Start of Data excerpt

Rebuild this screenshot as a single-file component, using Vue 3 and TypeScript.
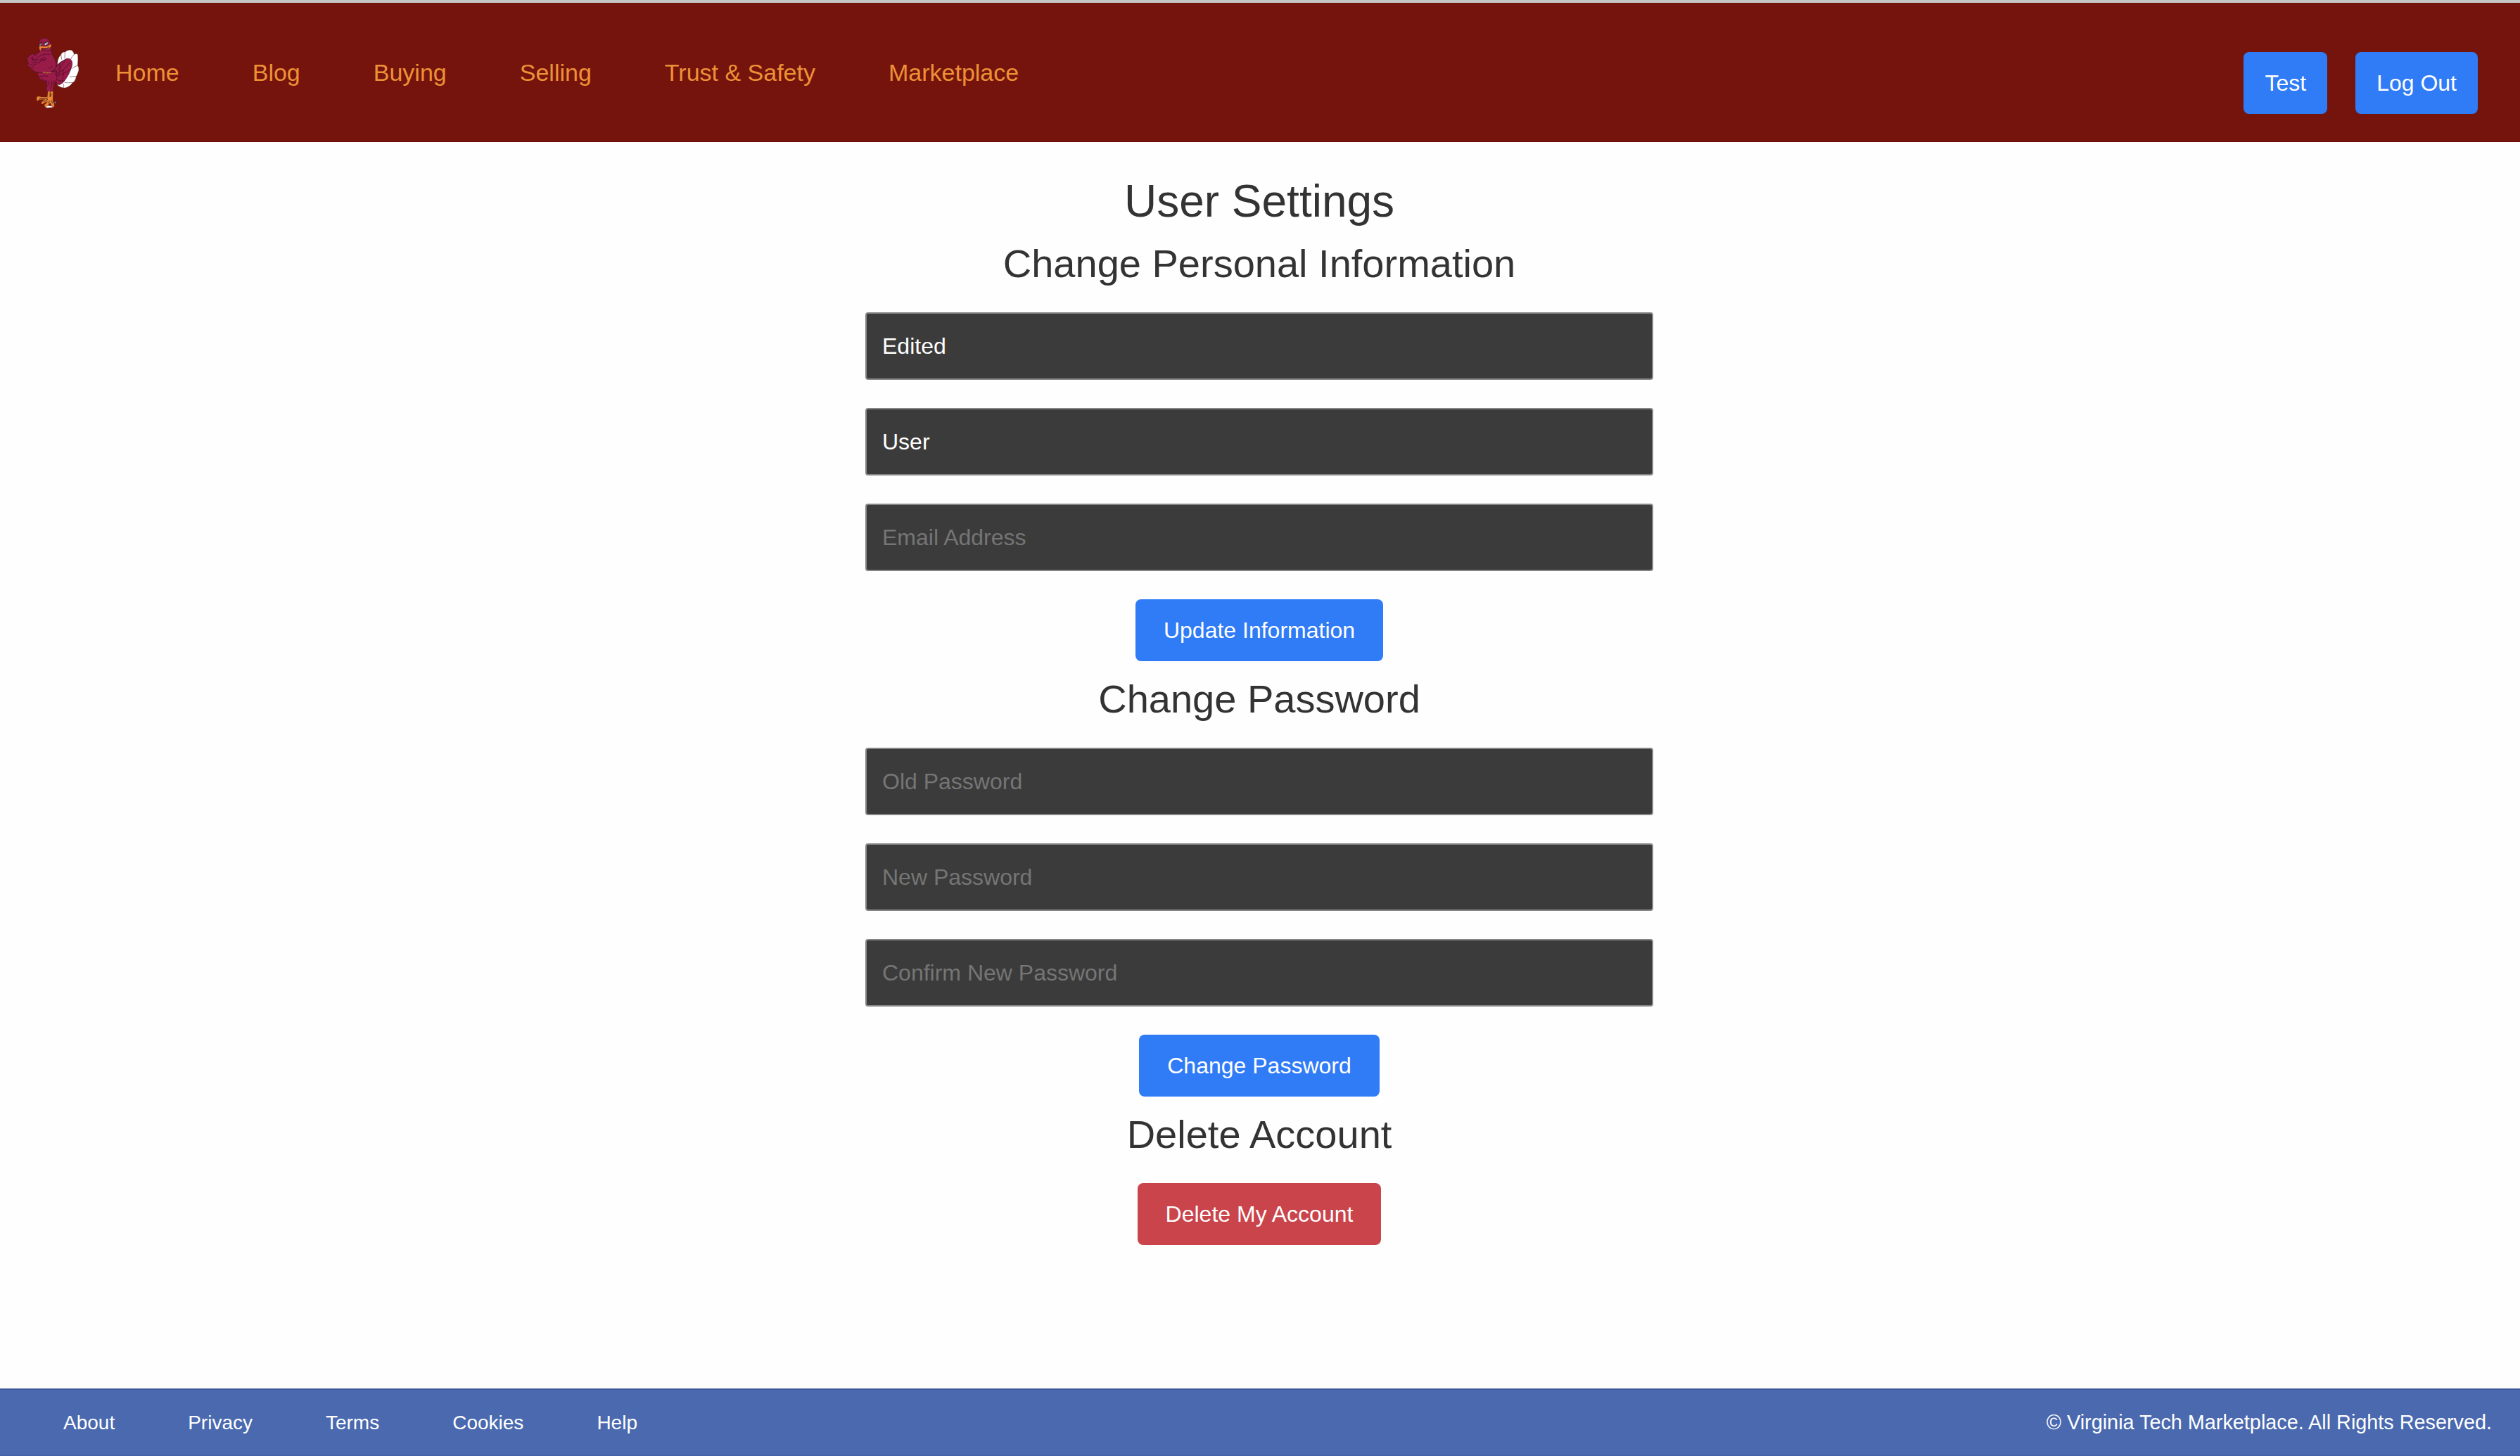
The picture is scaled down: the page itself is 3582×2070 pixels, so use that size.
<script setup lang="ts">
import { ref } from 'vue'

interface Field {
  name: string
  type: string
  placeholder: string
  value: string
}

const navLinks: string[] = ['Home', 'Blog', 'Buying', 'Selling', 'Trust & Safety', 'Marketplace']
const footerLinks: string[] = ['About', 'Privacy', 'Terms', 'Cookies', 'Help']

const personal = ref<Field[]>([
  { name: 'first', type: 'text', placeholder: 'First Name', value: 'Edited' },
  { name: 'last', type: 'text', placeholder: 'Last Name', value: 'User' },
  { name: 'email', type: 'email', placeholder: 'Email Address', value: '' },
])

const passwords = ref<Field[]>([
  { name: 'old', type: 'password', placeholder: 'Old Password', value: '' },
  { name: 'new', type: 'password', placeholder: 'New Password', value: '' },
  { name: 'confirm', type: 'password', placeholder: 'Confirm New Password', value: '' },
])
</script>

<template>
  <div class="page">
    <header class="header">
      <svg class="logo" viewBox="0 0 330 360" aria-hidden="true">
        <!-- tail fan -->
        <path class="white" d="M187 136 Q190 122 200 113 Q205 100 217 102 Q228 91 244 94 Q254 99 256 112 Q266 107 272 113 Q274 134 271 160 Q278 168 275 183 Q269 200 265 206 Q262 226 250 232 Q238 251 217 255 Q198 255 186 244 L178 200Z" />
        <path class="thin" d="M200 113 L203 134 M217 102 L216 130 M256 112 Q246 121 242 133 M271 160 Q258 162 248 172 M265 206 Q250 206 237 208 M250 232 Q232 235 215 232 M210 254 Q214 246 211 238" />
        <path class="maroon" d="M182 158 Q204 138 226 130 Q241 128 247 142 Q251 158 241 178 Q233 201 220 218 Q208 237 192 242 Q178 236 174 222 L168 190Z" />
        <path class="line" d="M181 165 L202 142 M182 184 Q201 166 222 131 M176 195 Q206 190 238 147 M177 204 Q210 200 243 174 M181 219 Q197 228 213 225 M194 151 Q199 174 190 205 M209 176 Q212 204 206 228" />
        <!-- feet -->
        <path class="white" d="M132 336 L144 330 L161 332 L168 338 L140 340Z" />
        <path class="orange" d="M145 265 L142 294 L116 294 Q99 288 98 294 Q94 300 97 309 Q103 313 105 305 L132 304 Q117 314 116 321 Q120 327 126 320 L143 312 Q135 325 130 326 Q128 336 136 336 Q145 329 154 318 L164 337 L172 334 L170 321 L165 310 L166 269Z" />
        <path class="bold" d="M154 270 L153 293 L160 281 M108 301 L143 299 M126 315 L144 303 M145 320 L153 310 M159 309 L164 320" />
        <circle cx="176" cy="317" r="4.5" fill="#74777c" stroke="#301014" />
        <!-- legs -->
        <path class="maroon" d="M99 190 L105 213 Q116 225 138 230 L140 244 L137 264 L144 271 L150 266 L158 271 L166 266 L171 238 L182 220 L181 184Z" />
        <!-- body and folded wings -->
        <path class="maroon" d="M119 91 Q109 104 87 114 L78 109 L65 117 L55 131 L60 147 L58 160 L72 174 L94 188 L150 188 Q169 183 176 173 L181 151 Q176 130 163 113 L155 88Z" />
        <path class="line" d="M69 128 L81 123 L77 135 L93 132 M75 142 L85 150 L95 144 L105 150 L116 139 L130 137 M78 133 L91 141 L99 131 L108 140 L124 124 L137 129 M88 116 L96 119 M102 123 Q127 107 153 112 M116 133 Q126 137 138 133 M61 151 L78 159 L93 154 M69 166 L84 170 M148 171 L163 164 M105 210 Q122 199 143 205 M117 218 L144 229 M151 228 L143 247 M162 226 L157 259 M172 224 L165 240 M176 138 L181 149 M181 184 L175 201" />
        <path class="belt" d="M122 187 Q139 193 158 188" />
        <!-- head -->
        <path class="maroon" d="M105 78 L106 62 Q109 45 124 42 Q147 40 154 61 L158 91 Q143 102 119 93Z" />
        <path class="eye" d="M108 68 L117 62 L117 72 L109 76Z M128 67 L143 57 L145 67 L132 75Z" />
        <path class="bold" d="M107 68 L119 57 M127 65 L143 58 M111 70 L114 68 M137 68 L140 65" />
        <path class="orange" d="M108 77 Q116 72 125 78 Q140 82 157 68 L159 75 Q154 86 141 88 Q126 85 117 84 Q112 91 115 97 Q105 92 108 77Z" />
        <path class="bold" d="M119 90 Q137 87 149 83 M115 75 L122 77" />
      </svg>

      <nav class="nav">
        <a v-for="link in navLinks" :key="link">{{ link }}</a>
      </nav>

      <div class="account">
        <button class="btn compact">Test</button>
        <button class="btn compact">Log Out</button>
      </div>
    </header>

    <main class="main">
      <h1>User Settings</h1>

      <h2 class="first">Change Personal Information</h2>
      <form class="form" @submit.prevent>
        <input v-for="f in personal" :key="f.name" v-model="f.value" :type="f.type" :placeholder="f.placeholder" />
        <button class="btn">Update Information</button>
      </form>

      <h2>Change Password</h2>
      <form class="form" @submit.prevent>
        <input v-for="f in passwords" :key="f.name" v-model="f.value" :type="f.type" :placeholder="f.placeholder" />
        <button class="btn">Change Password</button>
      </form>

      <h2>Delete Account</h2>
      <button class="btn danger">Delete My Account</button>
    </main>

    <footer class="footer">
      <nav class="footer-links">
        <a v-for="link in footerLinks" :key="link">{{ link }}</a>
      </nav>
      <p class="copyright">© Virginia Tech Marketplace. All Rights Reserved.</p>
    </footer>
  </div>
</template>

<style>
body {
  margin: 0;
  background: #fefefe;
}
</style>

<style scoped>
.page {
  display: flex;
  flex-direction: column;
  box-sizing: border-box;
  height: 2070px;
  overflow: hidden;
  font-family: "Liberation Sans", Arial, Helvetica, sans-serif;
  color: #333;
}

.header {
  display: flex;
  align-items: flex-start;
  flex: none;
  box-sizing: border-box;
  height: 202px;
  padding: 0 60px 0 20px;
  border-top: 4px solid #c6c6c6;
  border-bottom: 1px solid #6a0c0a;
  background: #74140d;
}

.logo {
  width: 110px;
  height: 120px;
  margin-top: 36px;
}

.maroon {
  fill: #981b48;
  stroke: #4a0f28;
  stroke-width: 1.8;
  stroke-linejoin: round;
}

.white {
  fill: #fff;
  stroke: #4a2025;
  stroke-width: 1;
}

.thin {
  fill: none;
  stroke: #7a5556;
  stroke-width: 2.2;
}

.line {
  fill: none;
  stroke: #4b0c26;
  stroke-width: 2.2;
  stroke-linecap: round;
}

.orange {
  fill: #ea8833;
  stroke: #8a4218;
  stroke-width: 1;
}

.bold {
  fill: none;
  stroke: #26101a;
  stroke-width: 2.6;
}

.belt {
  fill: none;
  stroke: #b5722d;
  stroke-width: 5;
  stroke-dasharray: 5 1;
}

.eye {
  fill: #d5e1e5;
  stroke: #26101a;
  stroke-width: 2;
}

.nav {
  display: flex;
  gap: 104px;
  margin: 79px 0 0 34px;
  font-size: 34px;
  line-height: 40px;
  color: #ed9136;
}

.account {
  display: flex;
  gap: 40px;
  margin: 70px 0 0 auto;
}

.btn {
  flex: none;
  height: 88px;
  padding: 0 40px;
  border: 0;
  border-radius: 8px;
  background: #307bf6;
  color: #fff;
  font: 32px/88px "Liberation Sans", Arial, Helvetica, sans-serif;
}

.btn.compact {
  padding: 0 30px;
}

.btn.danger {
  background: #ca444b;
}

.main {
  display: flex;
  flex: 1;
  flex-direction: column;
  align-items: center;
  min-height: 0;
  padding: 46px 2px 0 0;
}

h1 {
  margin: 0;
  font-size: 64px;
  font-weight: 400;
  line-height: 76px;
}

h2 {
  margin: 20px 0 35px;
  font-size: 56px;
  font-weight: 400;
  line-height: 68px;
}

h2.first {
  margin-top: 17px;
}

.form {
  display: flex;
  flex-direction: column;
  align-items: center;
  gap: 40px;
}

.form input {
  box-sizing: border-box;
  width: 1120px;
  height: 96px;
  padding: 0 22px;
  border: 2px solid #858585;
  border-radius: 4px;
  outline: 0;
  background: #3b3b3b;
  color: #fff;
  font: 32px "Liberation Sans", Arial, Helvetica, sans-serif;
}

.form input::placeholder {
  color: #757575;
}

.footer {
  display: flex;
  align-items: flex-start;
  justify-content: space-between;
  flex: none;
  box-sizing: border-box;
  height: 96px;
  padding: 0 40px 0 90px;
  border-top: 2px solid #3b5998;
  border-bottom: 2px solid #4463a8;
  background: #4a69af;
  color: #fff;
}

.footer-links {
  display: flex;
  gap: 104px;
  margin-top: 31px;
  font-size: 28px;
  line-height: 32px;
}

.copyright {
  margin: 30px 0 0;
  font-size: 28.8px;
  line-height: 32px;
}
</style>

End of Data excerpt

◆ Set task
Scan the lines for the string "size". Copy out each line that matches.

◆ Result of the exercise
The picture is scaled down: the page itself is 3582×2070 pixels, so use that size.
  font-size: 34px;
  font-size: 64px;
  font-size: 56px;
  font-size: 28px;
  font-size: 28.8px;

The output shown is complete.